Federal and state investigations into the double fatality revealed that a similar coal outburst occurred near the accident site only three days prior. In that incident, a miner was knocked to the ground and covered up with debris from his mid-thigh down, requiring help to free himself. The miner was not seriously injured, but the mine’s operator Brody Mining did not report the accident to MSHA or state authorities as required by law.
MSHA cited Brody for its failure to properly support the mine’s ribs—the coal walls of a mine passageway—and protect miners from the hazards of coal outbursts. It also issued citations for failing to report the initial accident and destroying the evidence associated with it. Patriot vowed to “vigorously contest” the citations.
In November, Patriot won its challenge to Brody’s POV designation after 25 of the S&S citations received by the mine were vacated by presiding Judge William B. Moran or else reclassified.
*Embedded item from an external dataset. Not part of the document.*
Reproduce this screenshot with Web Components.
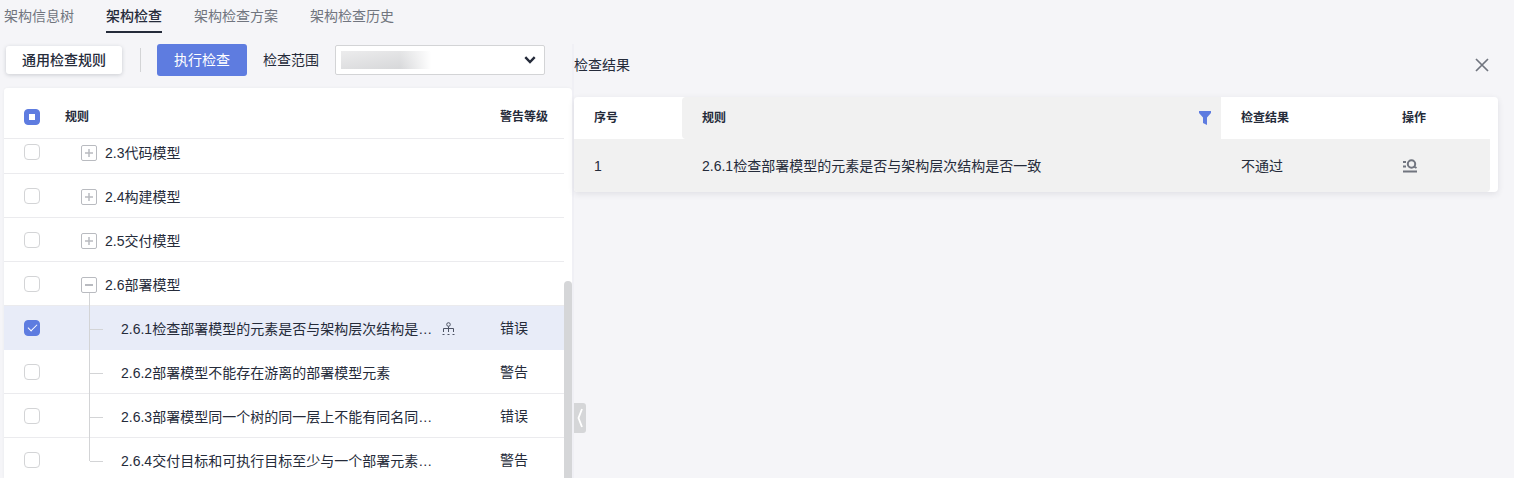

In his ruling, Morgan went on to undermine MSHA’s POV rule in general, calling it an “unfair card game” and claiming the rule to be an “elaborate and lengthy regulation” which “fail[s] to identify what constitutes a pattern.”
The Highland mining complex, which includes the No. 9 mine, was acquired by Patriot when the company was created in 2007 by mining giant Peabody Energy as part of a scheme by the latter to spin off its union operations and shed the massive “legacy liabilities,” i.e., pensions and retiree health care benefits. After Patriot acquired Magnum Coal—a similar spinoff created by Arch Coal—in 2008, the company filed for bankruptcy in July 2012.
The coal bosses have used layoffs and mine closures to intimidate miners into accepting back-breaking production increases and dangerous working conditions. Eli Eldridge, Eric Legg, and Gary Hensley were all killed within two weeks of such threats from Patriot. In the case of Legg and Hensley, they were engaged in a dangerous “retreat mining” operation where pillars are extracted for the mine’s last bit of coal, deliberately collapsing the mine roof on the way out.
Production at the Highland No. 9 mine, where Tuesday’s fatality occurred, dropped from nearly four million tons in 2007 to just over two million tons last year, according to MSHA data. On December 5, Patriot announced it had issued layoff notices to approximately 475 workers at the Highland mining complex and about 195 workers at its Dodge Hill mining complex, both in western Kentucky.
This year has witnessed a series of mass layoff announcements throughout the coal industry. In July, Alpha Natural Resources announced its intentions to lay off approximately 1,100 miners. This was on top of the company’s layoff of 1,200 coal miners in 2012. In April, Patriot warned nearly 850 West Virginia miners of potential layoffs at the company’s Corridor G and Wells mining complexes, including the Brody mine. After laying off 75 of these miners in June, Patriot threatened the 360 workers at Corridor G again in September.
An analysis of MSHA data conducted earlier this year by SNL Financial claimed that US coal mining employment has been in a “free fall” since its last short-term peak in the fourth quarter of 2011. Since then, average coal mining employment has plunged by more than 17,000 jobs
through the first quarter of 2014. Nearly 14,300 of these were lost in the Appalachian coalfields.
The companies are encouraged in this assault on the miners by the complicity of the UMWA. In its pro-capitalist and nationalist orientation, the union serves as industry’s junior partner, taking industry competitiveness and corporate profitability as its starting point.
The UMWA opposed any serious struggle by miners against the corporate shell game Peabody used to create Patriot, load it up with debt and jettison its pension and health care obligations. Throughout the bankruptcy proceedings, union leaders negotiated behind the scenes with the company while organizing a series of impotent protest stunts as part of their “Fairness at Patriot” public relations campaign.
Once Patriot’s bankruptcy plan was approved in May 2013, the UMWA used its draconian provisions and Patriot’s threat to liquidate, to bully miners into accepting a new concessions contract in August of that year.
As part of the “global settlement” reached between Patriot, Peabody, and the UMWA, Patriot was allowed to cease contributions towards retiree health care and transfer these obligations to an underfunded trust controlled by the union and structured as a Voluntary Employees’ Benefits Association or VEBA.
Most recently, the UMWA intervened to smother opposition over unsafe conditions that erupted in a one-day strike at Patriot’s Federal No. 2 mine in northern West Virginia on October 17. Union miners refused to work due to a surging accident rate similar to that existing at the Highland No. 9, and the use of contractors at the mine. A judge ordered the miners to work the same day with the complicity of the union, which said it had not sanctioned the strike. Since then the UMWA has been working with the miner operator—Patriot subsidiary Eastern Associated Coal—to isolate the miners and diffuse the situation.